Time series analysis involves analyzing data points collected over time to identify trends, seasonality, and other patterns. R provides packages like forecast and xts for time series analysis.

# Example of time series analysis in R
library(forecast)
data(AirPassengers)
ts_data <- AirPassengers
model <- auto.arima(ts_data)
forecast_data <- forecast(model, h = 12)
plot(forecast_data)
    

5. Bayesian Statistics

Bayesian statistics involves updating the probability for a hypothesis as more evidence or information becomes available. R provides packages like rjags and MCMCpack for Bayesian analysis.

# Example of Bayesian analysis in R
library(rjags)
model_string <- "model{
    for (i in 1:n) {
        y[i] ~ dnorm(mu, tau)
    }
    mu ~ dnorm(0, 0.0001)
    tau <- pow(sigma, -2)
    sigma ~ dunif(0, 100)
}"
data <- list(y = rnorm(100), n = 100)
model <- jags.model(textConnection(model_string), data = data)
update(model, 1000)
samples <- coda.samples(model, variable.names = c("mu", "sigma"), n.iter = 2000)
summary(samples)
    

6. Network Analysis

Network analysis involves studying the relationships between entities in a network. R provides packages like igraph and network for network analysis.

# Example of network analysis in R
library(igraph)
g <- graph_from_literal(A-B, B-C, C-D, D-A)
plot(g)
degree(g)
    

7. Text Mining

Text mining involves extracting useful information from text data. R provides packages like tm and quanteda for text mining.

# Example of text mining in R
library(tm)
text <- c("Text mining is fun", "R is powerful for text analysis")
corpus <- Corpus(VectorSource(text))
dtm <- DocumentTermMatrix(corpus)
inspect(dtm)
    

8. Spatial Data Analysis

Spatial data analysis involves analyzing data with a geographic component. R provides packages like sp and sf for spatial data analysis.

# Example of spatial data analysis in R
library(sf)
nc <- st_read(system.file("shape/nc.shp", package = "sf"))
plot(nc["AREA"])
    

9. Advanced Visualization

Advanced visualization involves creating complex and interactive visualizations. R provides packages like ggplot2 and plotly for advanced visualization.

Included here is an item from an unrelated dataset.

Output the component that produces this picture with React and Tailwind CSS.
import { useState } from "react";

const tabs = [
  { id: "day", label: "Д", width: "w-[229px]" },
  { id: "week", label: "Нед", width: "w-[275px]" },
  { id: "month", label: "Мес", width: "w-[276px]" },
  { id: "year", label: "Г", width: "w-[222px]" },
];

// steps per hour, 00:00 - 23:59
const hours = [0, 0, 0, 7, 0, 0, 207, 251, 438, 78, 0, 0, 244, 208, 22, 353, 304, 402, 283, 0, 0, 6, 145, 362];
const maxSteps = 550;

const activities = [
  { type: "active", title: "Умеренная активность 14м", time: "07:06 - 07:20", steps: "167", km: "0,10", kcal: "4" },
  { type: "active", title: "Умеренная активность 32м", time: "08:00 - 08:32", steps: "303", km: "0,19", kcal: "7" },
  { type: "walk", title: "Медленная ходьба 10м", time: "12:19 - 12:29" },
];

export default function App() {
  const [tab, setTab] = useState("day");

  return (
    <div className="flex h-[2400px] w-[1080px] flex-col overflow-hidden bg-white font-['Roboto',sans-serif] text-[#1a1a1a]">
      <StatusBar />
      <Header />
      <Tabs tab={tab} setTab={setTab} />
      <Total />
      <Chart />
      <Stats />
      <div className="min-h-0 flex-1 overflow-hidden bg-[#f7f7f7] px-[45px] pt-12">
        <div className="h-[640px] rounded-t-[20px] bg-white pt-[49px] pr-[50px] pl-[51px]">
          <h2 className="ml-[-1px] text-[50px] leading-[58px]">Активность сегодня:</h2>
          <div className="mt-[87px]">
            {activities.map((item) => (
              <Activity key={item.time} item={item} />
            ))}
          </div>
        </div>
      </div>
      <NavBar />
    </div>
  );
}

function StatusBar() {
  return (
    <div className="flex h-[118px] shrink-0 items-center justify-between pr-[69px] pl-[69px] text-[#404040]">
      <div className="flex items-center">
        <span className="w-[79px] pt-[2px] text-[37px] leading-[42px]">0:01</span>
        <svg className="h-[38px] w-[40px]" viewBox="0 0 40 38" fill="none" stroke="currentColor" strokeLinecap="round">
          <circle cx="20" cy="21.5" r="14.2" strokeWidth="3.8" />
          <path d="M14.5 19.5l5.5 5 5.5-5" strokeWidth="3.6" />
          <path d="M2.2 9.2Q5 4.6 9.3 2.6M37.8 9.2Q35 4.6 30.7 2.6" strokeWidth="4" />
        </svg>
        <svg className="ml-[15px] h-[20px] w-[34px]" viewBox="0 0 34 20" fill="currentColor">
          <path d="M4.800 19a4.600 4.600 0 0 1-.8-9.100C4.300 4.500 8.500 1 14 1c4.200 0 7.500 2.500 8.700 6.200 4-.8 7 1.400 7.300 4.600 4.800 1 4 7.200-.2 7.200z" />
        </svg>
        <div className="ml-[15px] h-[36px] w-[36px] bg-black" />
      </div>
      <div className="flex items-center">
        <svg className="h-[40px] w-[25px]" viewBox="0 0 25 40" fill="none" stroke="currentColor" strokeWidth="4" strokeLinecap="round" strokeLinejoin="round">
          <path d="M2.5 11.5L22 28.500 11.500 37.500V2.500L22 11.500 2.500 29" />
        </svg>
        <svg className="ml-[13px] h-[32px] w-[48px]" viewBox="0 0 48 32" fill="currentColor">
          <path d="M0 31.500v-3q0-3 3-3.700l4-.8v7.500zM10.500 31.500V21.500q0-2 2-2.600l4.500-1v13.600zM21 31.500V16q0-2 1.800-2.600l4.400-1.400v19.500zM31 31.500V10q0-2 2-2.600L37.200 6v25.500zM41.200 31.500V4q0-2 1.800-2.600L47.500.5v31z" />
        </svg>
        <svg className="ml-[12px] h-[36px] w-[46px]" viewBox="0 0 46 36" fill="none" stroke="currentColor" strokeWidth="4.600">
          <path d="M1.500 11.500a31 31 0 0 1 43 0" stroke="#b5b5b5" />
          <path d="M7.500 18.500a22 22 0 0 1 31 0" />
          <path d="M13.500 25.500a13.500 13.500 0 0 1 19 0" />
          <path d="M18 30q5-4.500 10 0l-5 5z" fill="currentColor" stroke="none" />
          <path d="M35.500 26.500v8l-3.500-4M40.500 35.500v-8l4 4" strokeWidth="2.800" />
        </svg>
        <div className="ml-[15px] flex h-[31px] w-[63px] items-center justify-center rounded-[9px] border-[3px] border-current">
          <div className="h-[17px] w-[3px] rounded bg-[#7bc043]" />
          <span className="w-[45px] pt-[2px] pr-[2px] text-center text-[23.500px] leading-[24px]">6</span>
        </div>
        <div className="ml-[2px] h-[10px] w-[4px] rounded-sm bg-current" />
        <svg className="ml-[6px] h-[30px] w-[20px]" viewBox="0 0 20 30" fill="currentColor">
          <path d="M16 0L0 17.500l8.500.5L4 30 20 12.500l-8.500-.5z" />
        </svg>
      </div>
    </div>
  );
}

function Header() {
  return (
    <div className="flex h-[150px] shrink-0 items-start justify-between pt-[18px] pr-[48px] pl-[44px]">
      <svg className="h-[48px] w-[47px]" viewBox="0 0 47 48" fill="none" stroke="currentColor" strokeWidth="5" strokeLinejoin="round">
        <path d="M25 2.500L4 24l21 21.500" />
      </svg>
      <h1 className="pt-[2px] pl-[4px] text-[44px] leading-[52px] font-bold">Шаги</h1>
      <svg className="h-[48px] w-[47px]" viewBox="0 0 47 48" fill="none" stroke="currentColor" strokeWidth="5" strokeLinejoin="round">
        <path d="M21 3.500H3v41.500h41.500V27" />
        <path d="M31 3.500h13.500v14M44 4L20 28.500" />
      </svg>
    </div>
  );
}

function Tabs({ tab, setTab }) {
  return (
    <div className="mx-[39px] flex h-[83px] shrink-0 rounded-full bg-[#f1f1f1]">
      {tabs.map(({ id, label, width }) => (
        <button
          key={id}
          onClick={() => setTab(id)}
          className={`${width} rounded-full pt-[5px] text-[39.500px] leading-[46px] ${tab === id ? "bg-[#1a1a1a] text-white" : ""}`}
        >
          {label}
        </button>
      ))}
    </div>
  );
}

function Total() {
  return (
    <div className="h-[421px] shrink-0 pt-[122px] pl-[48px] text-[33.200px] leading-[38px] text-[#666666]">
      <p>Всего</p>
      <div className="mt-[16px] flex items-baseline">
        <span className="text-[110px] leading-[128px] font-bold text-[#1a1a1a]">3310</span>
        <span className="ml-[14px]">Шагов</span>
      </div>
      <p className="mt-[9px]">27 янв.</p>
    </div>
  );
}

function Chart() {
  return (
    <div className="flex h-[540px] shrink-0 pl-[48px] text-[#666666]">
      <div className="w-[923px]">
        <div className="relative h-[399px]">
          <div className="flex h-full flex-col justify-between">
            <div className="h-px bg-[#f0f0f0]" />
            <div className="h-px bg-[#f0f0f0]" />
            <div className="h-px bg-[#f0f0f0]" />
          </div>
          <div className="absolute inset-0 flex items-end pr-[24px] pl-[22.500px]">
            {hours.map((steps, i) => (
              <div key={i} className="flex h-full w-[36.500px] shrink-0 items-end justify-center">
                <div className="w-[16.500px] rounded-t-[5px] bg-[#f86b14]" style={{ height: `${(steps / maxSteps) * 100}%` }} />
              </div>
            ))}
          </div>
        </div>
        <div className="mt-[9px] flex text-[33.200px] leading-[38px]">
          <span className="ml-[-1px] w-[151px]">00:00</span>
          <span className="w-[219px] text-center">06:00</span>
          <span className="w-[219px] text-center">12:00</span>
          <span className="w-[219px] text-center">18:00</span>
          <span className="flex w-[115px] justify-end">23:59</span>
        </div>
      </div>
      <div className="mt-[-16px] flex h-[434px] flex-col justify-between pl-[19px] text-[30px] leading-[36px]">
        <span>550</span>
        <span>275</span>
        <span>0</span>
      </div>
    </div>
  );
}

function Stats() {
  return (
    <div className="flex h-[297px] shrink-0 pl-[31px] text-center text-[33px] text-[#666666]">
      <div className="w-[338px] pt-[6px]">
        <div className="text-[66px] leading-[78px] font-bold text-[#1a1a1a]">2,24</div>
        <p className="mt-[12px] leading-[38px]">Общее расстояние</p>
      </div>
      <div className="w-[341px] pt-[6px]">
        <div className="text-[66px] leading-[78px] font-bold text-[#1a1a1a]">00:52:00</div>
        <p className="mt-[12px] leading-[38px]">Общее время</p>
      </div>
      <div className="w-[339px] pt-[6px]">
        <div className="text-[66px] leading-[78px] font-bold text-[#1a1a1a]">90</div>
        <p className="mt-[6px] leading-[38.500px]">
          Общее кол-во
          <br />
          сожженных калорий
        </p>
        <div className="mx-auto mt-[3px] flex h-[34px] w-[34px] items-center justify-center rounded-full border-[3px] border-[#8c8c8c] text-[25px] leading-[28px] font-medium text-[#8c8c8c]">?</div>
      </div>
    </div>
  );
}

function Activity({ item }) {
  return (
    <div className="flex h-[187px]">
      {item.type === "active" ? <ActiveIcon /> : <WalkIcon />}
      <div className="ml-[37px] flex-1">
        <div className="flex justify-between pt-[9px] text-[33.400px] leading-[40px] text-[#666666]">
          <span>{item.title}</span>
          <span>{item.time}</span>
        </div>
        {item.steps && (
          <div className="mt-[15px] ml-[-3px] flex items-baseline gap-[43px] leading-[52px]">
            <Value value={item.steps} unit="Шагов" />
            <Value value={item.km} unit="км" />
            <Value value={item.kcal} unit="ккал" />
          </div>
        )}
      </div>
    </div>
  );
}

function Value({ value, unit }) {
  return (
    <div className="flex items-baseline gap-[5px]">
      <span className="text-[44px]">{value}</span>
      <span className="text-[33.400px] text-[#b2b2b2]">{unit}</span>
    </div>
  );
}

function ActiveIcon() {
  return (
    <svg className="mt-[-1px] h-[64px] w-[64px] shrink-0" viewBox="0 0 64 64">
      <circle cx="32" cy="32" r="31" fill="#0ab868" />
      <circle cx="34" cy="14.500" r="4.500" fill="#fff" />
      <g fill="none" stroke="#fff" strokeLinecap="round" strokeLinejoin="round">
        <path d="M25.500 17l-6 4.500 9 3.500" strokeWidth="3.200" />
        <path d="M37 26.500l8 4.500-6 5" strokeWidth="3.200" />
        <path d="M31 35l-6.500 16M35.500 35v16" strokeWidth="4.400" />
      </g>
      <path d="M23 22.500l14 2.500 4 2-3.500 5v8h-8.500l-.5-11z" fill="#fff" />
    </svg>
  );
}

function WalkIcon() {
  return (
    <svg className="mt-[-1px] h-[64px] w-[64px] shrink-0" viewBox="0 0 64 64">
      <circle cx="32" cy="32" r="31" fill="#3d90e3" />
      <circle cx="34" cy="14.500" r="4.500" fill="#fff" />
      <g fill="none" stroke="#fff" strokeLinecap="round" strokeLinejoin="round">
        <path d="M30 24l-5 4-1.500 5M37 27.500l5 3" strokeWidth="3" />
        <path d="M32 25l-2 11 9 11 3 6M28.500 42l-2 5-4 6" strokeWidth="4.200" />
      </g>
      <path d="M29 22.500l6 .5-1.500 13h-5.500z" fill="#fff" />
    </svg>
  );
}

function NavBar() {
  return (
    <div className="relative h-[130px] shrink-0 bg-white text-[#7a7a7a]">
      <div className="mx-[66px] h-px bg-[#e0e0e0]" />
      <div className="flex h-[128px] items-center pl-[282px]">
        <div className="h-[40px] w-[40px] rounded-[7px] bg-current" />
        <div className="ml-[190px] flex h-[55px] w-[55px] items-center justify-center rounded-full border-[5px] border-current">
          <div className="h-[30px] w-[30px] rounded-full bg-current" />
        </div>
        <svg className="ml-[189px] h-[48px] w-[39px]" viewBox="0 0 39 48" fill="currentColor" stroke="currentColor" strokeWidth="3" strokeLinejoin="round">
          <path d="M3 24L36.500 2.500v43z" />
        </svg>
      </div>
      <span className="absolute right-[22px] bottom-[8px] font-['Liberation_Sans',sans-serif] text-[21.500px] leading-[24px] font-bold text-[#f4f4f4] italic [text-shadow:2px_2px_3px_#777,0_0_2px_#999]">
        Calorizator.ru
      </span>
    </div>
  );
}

# Example of advanced visualization in R
library(ggplot2)
library(plotly)
data <- data.frame(x = rnorm(100), y = rnorm(100))
p <- ggplot(data, aes(x = x, y = y)) + geom_point()
ggplotly(p)
    

Examples and Analogies

Think of machine learning as a chef who learns to cook by tasting and adjusting recipes based on feedback. Big data processing is like organizing a massive library where each book is a data point. Parallel computing is like assembling a jigsaw puzzle with multiple people working on different pieces simultaneously. Time series analysis is like tracking the stock market to predict future trends. Bayesian statistics is like updating your belief about a coin being fair after each flip. Network analysis is like mapping out social connections in a community. Text mining is like extracting keywords from a book to understand its themes. Spatial data analysis is like studying the distribution of species in a forest. Advanced visualization is like creating a dynamic map that shows real-time traffic conditions.

Conclusion

Advanced topics in R provide powerful tools for tackling complex data challenges. By mastering machine learning, big data processing, parallel computing, time series analysis, Bayesian statistics, network analysis, text mining, spatial data analysis, and advanced visualization, you can perform sophisticated data manipulations and create insightful visualizations. These skills are essential for anyone looking to excel in data science and analysis using R.